Get Down with the People

Today I participated in a meeting with a group of senior marketers from one of the largest global companies in the world. At one point the exec who convened the team asked me point blank, "Steve, what's the most important thing we need to do as marketers in this new world?" My answer? "Get down with the people."

The time for analysis is over. Cluetrain is no longer a concept. It's reality. Consumers are forming their own "mecosystems." They're fusing matter from all corners of the consumer-generated and traditional media universes into a solar system that revolves solely around them. With this shift, the best way to persuade is now to engage with them one-on-one as individuals, not as demographics, targets or markets.

Thankfully this is top of mind among marketers. Stuart Elliott says that engagement was the theme of the day at this week's Advertising Research Foundation conference. Consumers are turning away from media and, instead, tuning into each other. So engagement is the buzzword of this new era. The problem is marketers are looking at engagement in a very one-sided way.

Engagement is not just about how to get more consumers interacting and bonding with you. It's also about you creating ways for individuals to meet and engage with each other in a house that you built. It's about coalescing communities, as another exec told me last week. It's about forging a deeper relationship with small groups, rather than superficial ties with larger ones.

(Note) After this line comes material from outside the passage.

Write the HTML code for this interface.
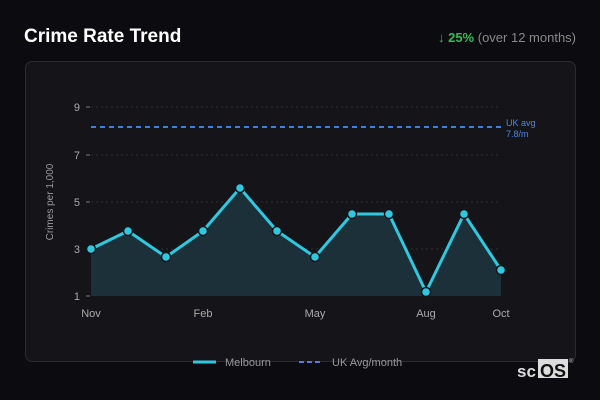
<!DOCTYPE html>
<html><head><meta charset="utf-8"><style>
body{margin:0;width:600px;height:400px;background:#0c0c10;font-family:"Liberation Sans",sans-serif;position:relative;overflow:hidden}
.t{position:absolute;left:24px;top:26px;color:#fff;font-size:19px;font-weight:bold}
.r{position:absolute;right:24px;top:30px;font-size:13px;color:#888}
.r b{color:#2ebd5a}
.card{position:absolute;left:25px;top:61px;width:549px;height:299px;border:1px solid #2a2a30;border-radius:7px;background:#151519}
svg{position:absolute;left:0;top:0}
</style></head><body>
<div class="t">Crime Rate Trend</div>
<div class="r"><b>↓ 25%</b> (over 12 months)</div>
<div class="card"></div>
<svg width="600" height="400" font-family="Liberation Sans, sans-serif">
<g stroke="#2e2e34" stroke-dasharray="2 3" stroke-width="1">
<line x1="91" x2="501" y1="107" y2="107"/><line x1="91" x2="501" y1="155" y2="155"/><line x1="91" x2="501" y1="202" y2="202"/><line x1="91" x2="501" y1="249" y2="249"/></g>
<g stroke="#777" stroke-width="1"><line x1="86" x2="90" y1="107" y2="107"/><line x1="86" x2="90" y1="155" y2="155"/><line x1="86" x2="90" y1="202" y2="202"/><line x1="86" x2="90" y1="249" y2="249"/><line x1="86" x2="90" y1="296" y2="296"/></g>
<g fill="#aaa" font-size="11" text-anchor="end"><text x="80" y="111">9</text><text x="80" y="159">7</text><text x="80" y="206">5</text><text x="80" y="253">3</text><text x="80" y="300">1</text></g>
<text transform="translate(53,202) rotate(-90)" fill="#999" font-size="10" text-anchor="middle">Crimes per 1,000</text>
<g fill="#aaa" font-size="11" text-anchor="middle"><text x="91" y="317">Nov</text><text x="203" y="317">Feb</text><text x="315" y="317">May</text><text x="426" y="317">Aug</text><text x="501" y="317">Oct</text></g>
<line x1="91" x2="501" y1="127" y2="127" stroke="#3f7fe0" stroke-width="2" stroke-dasharray="5 4"/>
<text x="506" y="126" fill="#4a86e8" font-size="9">UK avg</text><text x="506" y="137" fill="#4a86e8" font-size="9">7.8/m</text>
<path d="M91,296L91,249L128,231L166,257L203,231L240,188L277,231L315,257L352,214L389,214L426,292L464,214L501,270L501,296Z" fill="#1b3038"/>
<polyline points="91,249 128,231 166,257 203,231 240,188 277,231 315,257 352,214 389,214 426,292 464,214 501,270" fill="none" stroke="#2ec8e0" stroke-width="3" stroke-linejoin="round"/>
<g fill="#2ec8e0" stroke="#16161b" stroke-width="1.5"><circle cx="91" cy="249" r="4.5"/><circle cx="128" cy="231" r="4.5"/><circle cx="166" cy="257" r="4.5"/><circle cx="203" cy="231" r="4.5"/><circle cx="240" cy="188" r="4.5"/><circle cx="277" cy="231" r="4.5"/><circle cx="315" cy="257" r="4.5"/><circle cx="352" cy="214" r="4.5"/><circle cx="389" cy="214" r="4.5"/><circle cx="426" cy="292" r="4.5"/><circle cx="464" cy="214" r="4.5"/><circle cx="501" cy="270" r="4.5"/></g>
<line x1="193" x2="216" y1="362" y2="362" stroke="#2ec8e0" stroke-width="3"/>
<text x="225" y="366" fill="#999" font-size="11">Melbourn</text>
<line x1="299" x2="323" y1="362" y2="362" stroke="#4a7fe0" stroke-width="2" stroke-dasharray="5 3"/>
<text x="332" y="366" fill="#999" font-size="11">UK Avg/month</text>
<text x="517" y="377" fill="#ddd" font-size="17" font-weight="bold">sc</text>
<rect x="538" y="359" width="30" height="19" fill="#ddd"/>
<text x="540" y="377" fill="#111" font-size="18" font-weight="bold">OS</text>
<text x="569" y="363" fill="#bbb" font-size="6">®</text>
</svg>
</body></html>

The problem here, however, is that this is very difficult for marketers to swallow. We've been trained in going after big numbers; the PR hit in the Wall Street Journal, the ad on the Super Bowl. We like hitting consumers over the head so they remember a message. These days are waning and it's changing the economics of marketing. Some are even saying getting a marketing MBA will work against you today. That's a big change, folks.

Marketing is evolving. It's now more about creating a deeper relationship with the few, or even the one. This is good for all of us involved. Still, I am concerned that more marketers are concerned with forging a deeper relationship with consumers than helping them do so with each other. The companies that can bring together communities and get then out of the way are the ones that are going to be the most successful in this new world.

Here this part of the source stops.